TASK STATEMENT:
Give an exact copy of every line, leaving images out.
=======
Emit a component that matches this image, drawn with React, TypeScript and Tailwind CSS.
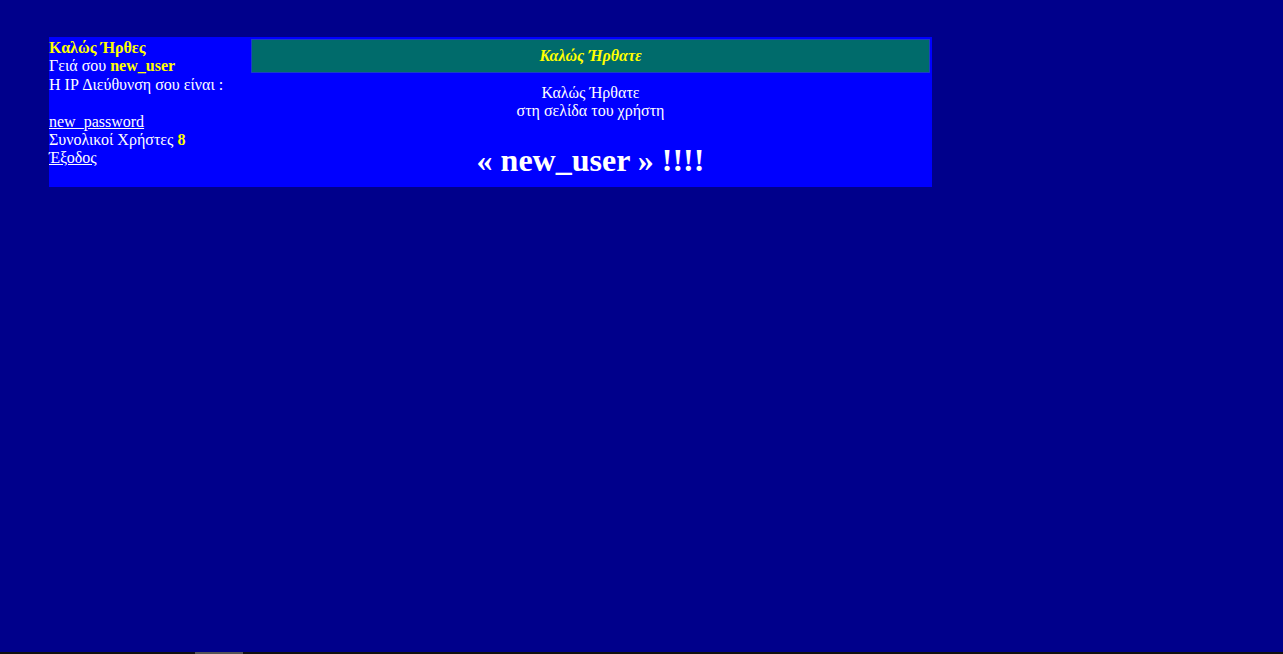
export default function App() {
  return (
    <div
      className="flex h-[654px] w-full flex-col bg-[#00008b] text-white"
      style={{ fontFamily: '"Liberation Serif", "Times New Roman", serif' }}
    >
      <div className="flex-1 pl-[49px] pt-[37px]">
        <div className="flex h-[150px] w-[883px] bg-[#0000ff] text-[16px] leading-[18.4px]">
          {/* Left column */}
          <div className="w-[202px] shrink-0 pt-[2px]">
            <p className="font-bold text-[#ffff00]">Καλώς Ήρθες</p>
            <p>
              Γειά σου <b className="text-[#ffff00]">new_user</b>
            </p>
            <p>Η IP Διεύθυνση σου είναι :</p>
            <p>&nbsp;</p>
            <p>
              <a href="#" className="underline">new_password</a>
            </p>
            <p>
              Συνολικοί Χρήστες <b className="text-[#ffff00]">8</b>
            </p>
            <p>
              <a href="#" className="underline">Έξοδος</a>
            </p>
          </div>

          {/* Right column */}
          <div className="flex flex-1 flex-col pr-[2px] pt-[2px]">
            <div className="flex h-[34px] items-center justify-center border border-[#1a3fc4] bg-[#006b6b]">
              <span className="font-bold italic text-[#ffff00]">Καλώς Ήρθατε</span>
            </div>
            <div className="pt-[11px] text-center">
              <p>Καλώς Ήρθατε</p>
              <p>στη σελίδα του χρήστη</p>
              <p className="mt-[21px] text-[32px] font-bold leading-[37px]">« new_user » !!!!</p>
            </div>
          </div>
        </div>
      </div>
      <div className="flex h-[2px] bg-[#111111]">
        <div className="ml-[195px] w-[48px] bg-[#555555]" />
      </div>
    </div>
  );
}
=======
RESPONSE FOR THIS EXERCISE:
Emit a component that matches this image, drawn with React, TypeScript and Tailwind CSS.
export default function App() {
  return (
    <div
      className="flex h-[654px] w-full flex-col bg-[#00008b] text-white"
      style={{ fontFamily: '"Liberation Serif", "Times New Roman", serif' }}
    >
      <div className="flex-1 pl-[49px] pt-[37px]">
        <div className="flex h-[150px] w-[883px] bg-[#0000ff] text-[16px] leading-[18.4px]">
          {/* Left column */}
          <div className="w-[202px] shrink-0 pt-[2px]">
            <p className="font-bold text-[#ffff00]">Καλώς Ήρθες</p>
            <p>
              Γειά σου <b className="text-[#ffff00]">new_user</b>
            </p>
            <p>Η IP Διεύθυνση σου είναι :</p>
            <p>&nbsp;</p>
            <p>
              <a href="#" className="underline">new_password</a>
            </p>
            <p>
              Συνολικοί Χρήστες <b className="text-[#ffff00]">8</b>
            </p>
            <p>
              <a href="#" className="underline">Έξοδος</a>
            </p>
          </div>

          {/* Right column */}
          <div className="flex flex-1 flex-col pr-[2px] pt-[2px]">
            <div className="flex h-[34px] items-center justify-center border border-[#1a3fc4] bg-[#006b6b]">
              <span className="font-bold italic text-[#ffff00]">Καλώς Ήρθατε</span>
            </div>
            <div className="pt-[11px] text-center">
              <p>Καλώς Ήρθατε</p>
              <p>στη σελίδα του χρήστη</p>
              <p className="mt-[21px] text-[32px] font-bold leading-[37px]">« new_user » !!!!</p>
            </div>
          </div>
        </div>
      </div>
      <div className="flex h-[2px] bg-[#111111]">
        <div className="ml-[195px] w-[48px] bg-[#555555]" />
      </div>
    </div>
  );
}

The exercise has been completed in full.